Ministry

At the beginning of the year, I love going back to the beginning of the Bible.
The first book is Genesis, a word that literally means 'beginning' or 'origin'. And what’s interesting is that the beginning of something often tells us a lot about its purpose.
The way a chair is built tells us it’s for sitting. The way a house is built tells us it’s for living in. In the same way, the way people are made tells us something about what we’re made for.
Genesis 1 is beautifully descriptive, originally written like poetry, and it invites us to see God as the architect of creation. Over the holidays I built a LEGO bonsai tree using an instruction booklet where every step was laid out in detail. It reminded me that behind every design is a designer, someone who knows exactly how each piece fits and what it’s meant to become.

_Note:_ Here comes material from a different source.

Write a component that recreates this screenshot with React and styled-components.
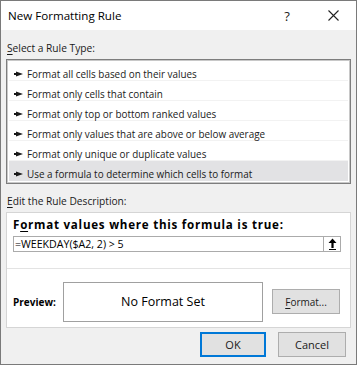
import React from "react";
import styled, { createGlobalStyle } from "styled-components";

const Global = createGlobalStyle`
  html, body { margin: 0; padding: 0; background: #ffffff; }
  body { font-family: "Open Sans", "Noto Sans", "Liberation Sans", sans-serif; }
  * { box-sizing: border-box; }
`;

const Window = styled.div`
  width: 357px;
  height: 365px;
  border: 1px solid #7a7a7a;
  background: #f0f0f0;
  display: flex;
  flex-direction: column;
  font-size: 10.2px;
  color: #000;
`;

const TitleBar = styled.div`
  height: 29px;
  background: #ffffff;
  display: flex;
  align-items: center;
  padding-left: 7px;
  flex-shrink: 0;
`;

const Title = styled.div`
  flex: 1;
  font-size: 11.6px;
  color: #000;
`;

const Help = styled.div`
  width: 46px;
  text-align: center;
  font-size: 13px;
  color: #222;
`;

const Close = styled.div`
  width: 46px;
  display: flex;
  justify-content: center;
  align-items: center;
`;

const Body = styled.div`
  flex: 1;
  padding: 0 5px 0 5px;
  display: flex;
  flex-direction: column;
`;

const SectionLabel = styled.div`
  height: 16px;
  line-height: 16px;
  margin-top: ${p => p.$top}px;
  padding-left: 1px;
  color: #1a1a1a;
  & u { text-decoration: underline; text-underline-offset: 2px; }
`;

const ListBox = styled.div`
  margin-top: 3px;
  height: 125px;
  border: 1px solid #7d7d7d;
  box-shadow: inset 0 0 0 1px #c8c8c8;
  background: #ffffff;
  padding: 1px 2px;
  display: flex;
  flex-direction: column;
`;

const Row = styled.div`
  height: 20px;
  display: flex;
  align-items: center;
  padding: 6px 0 0 5px;
  gap: 4px;
  font-size: 9.9px;
  background: ${p => (p.$selected ? "#e2e2e4" : "#ffffff")};
  border-bottom: 1px solid ${p => (p.$selected ? "#e2e2e4" : "#f2f2f2")};
  color: #1a1a1a;
  white-space: nowrap;
`;

const Panel = styled.div`
  margin-top: 3px;
  height: 116px;
  border: 1px solid #d5d5d5;
  background: #ffffff;
  display: flex;
  flex-direction: column;
`;

const PanelTop = styled.div`
  padding: 4px 9px 0 6px;
  height: 56px;
  border-bottom: 1px solid #e3e3e3;
`;

const BoldLabel = styled.div`
  font-weight: 700;
  font-size: 11.6px;
  height: 16px;
  line-height: 16px;
  letter-spacing: 0.75px;
  & u { text-decoration: underline; text-underline-offset: 2px; }
`;

const FormulaRow = styled.div`
  margin-top: 3px;
  height: 16px;
  border: 1px solid #ababab;
  display: flex;
  align-items: stretch;
`;

const FormulaText = styled.div`
  flex: 1;
  padding-left: 1px;
  line-height: 15px;
  font-size: 10.6px;
`;

const UpButton = styled.div`
  width: 17px;
  border-left: 1px solid #ababab;
  display: flex;
  justify-content: center;
  align-items: center;
`;

const PreviewRow = styled.div`
  flex: 1;
  display: flex;
  align-items: center;
  padding: 7px 9px 0 6px;
`;

const PreviewLabel = styled.div`
  font-weight: 700;
  width: 50px;
  font-size: 10px;
`;

const PreviewBox = styled.div`
  width: 200px;
  height: 40px;
  border: 1px solid #a0a0a0;
  display: flex;
  align-items: center;
  justify-content: center;
  font-size: 12.5px;
  margin-right: 9px;
`;

const Button = styled.div`
  width: ${p => p.$w}px;
  height: 25px;
  background: #e1e1e1;
  border: 1px solid ${p => (p.$primary ? "#0078d7" : "#adadad")};
  box-shadow: ${p => (p.$primary ? "inset 0 0 0 1px #0078d7" : "none")};
  display: flex;
  align-items: center;
  justify-content: center;
  color: #1a1a1a;
  font-size: ${p => p.$fs || 11}px;
  & u { text-decoration: underline; text-underline-offset: 2px; }
`;

const Footer = styled.div`
  display: flex;
  justify-content: flex-end;
  gap: 12px;
  padding: 4px 5px 0 0;
`;

const Arrow = () => (
  <svg width="9" height="6" viewBox="0 0 9 6">
    <polygon points="0,2 2,2 2,0.5 9,3 2,5.5 2,4 0,4" fill="#1a1a1a" />
  </svg>
);

const items = [
  "Format all cells based on their values",
  "Format only cells that contain",
  "Format only top or bottom ranked values",
  "Format only values that are above or below average",
  "Format only unique or duplicate values",
  "Use a formula to determine which cells to format",
];

export default function App() {
  return (
    <>
      <Global />
      <Window>
        <TitleBar>
          <Title>New Formatting Rule</Title>
          <Help>?</Help>
          <Close>
            <svg width="11" height="11" viewBox="0 0 11 11">
              <path d="M0.5 0.5 L10.5 10.5 M10.5 0.5 L0.5 10.5" stroke="#222" strokeWidth="1.1" />
            </svg>
          </Close>
        </TitleBar>
        <Body>
          <SectionLabel $top={10}>
            <u>S</u>elect a Rule Type:
          </SectionLabel>
          <ListBox>
            {items.map((t, i) => (
              <Row key={t} $selected={i === items.length - 1}>
                <Arrow />
                <span>{t}</span>
              </Row>
            ))}
          </ListBox>
          <SectionLabel $top={9}>
            <u>E</u>dit the Rule Description:
          </SectionLabel>
          <Panel>
            <PanelTop>
              <BoldLabel>
                F<u>o</u>rmat values where this formula is true:
              </BoldLabel>
              <FormulaRow>
                <FormulaText>=WEEKDAY($A2, 2) &gt; 5</FormulaText>
                <UpButton>
                  <svg width="9" height="12" viewBox="0 0 9 12">
                    <path d="M4.5 0.5 L8.5 5 L5.6 5 L5.6 10 L3.4 10 L3.4 5 L0.5 5 Z" fill="#000" />
                    <rect x="1" y="11" width="7" height="1" fill="#000" />
                  </svg>
                </UpButton>
              </FormulaRow>
            </PanelTop>
            <PreviewRow>
              <PreviewLabel>Preview:</PreviewLabel>
              <PreviewBox>No Format Set</PreviewBox>
              <Button $w={68} $fs={10}>
                <u>F</u>ormat...
              </Button>
            </PreviewRow>
          </Panel>
          <Footer>
            <Button $w={66} $primary $fs={11}>OK</Button>
            <Button $w={68} $fs={11}>Cancel</Button>
          </Footer>
        </Body>
      </Window>
    </>
  );
}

God is like that with us, but even more so. He knows every detail of who we are and what we’re made for. Genesis doesn’t focus so much on how the world was made, but why.
In Genesis 1:27 we read that humans are created in the image of God. That means our lives are designed to reflect Him and to exist with Him. When we know the Architect, we can grow into who we were created to be—this is part of what it means to be Building People with God.
There’s another purpose in the opening chapter of the Bible too. In Genesis 1:28, God calls people to care for the earth and to look after creation. So, our purpose isn’t only personal, it’s relational and outward-looking. We’re invited to be people who notice, protect, serve, and build up what God has made: our friendships, our classrooms, our families, our community, and the world around us. Just as God tends to us with patience and love, we’re called to show that same patience and love to others.
If I could sum it all up in one line, it’s this: we are designed to love God and love others, not because it’s a chore, but because it’s what we were created for.
Thought to ponder: If God is the Architect who knows you completely, what might it look like this week to trust His design—by taking one practical step to love God more deeply and one practical step to love someone around you well?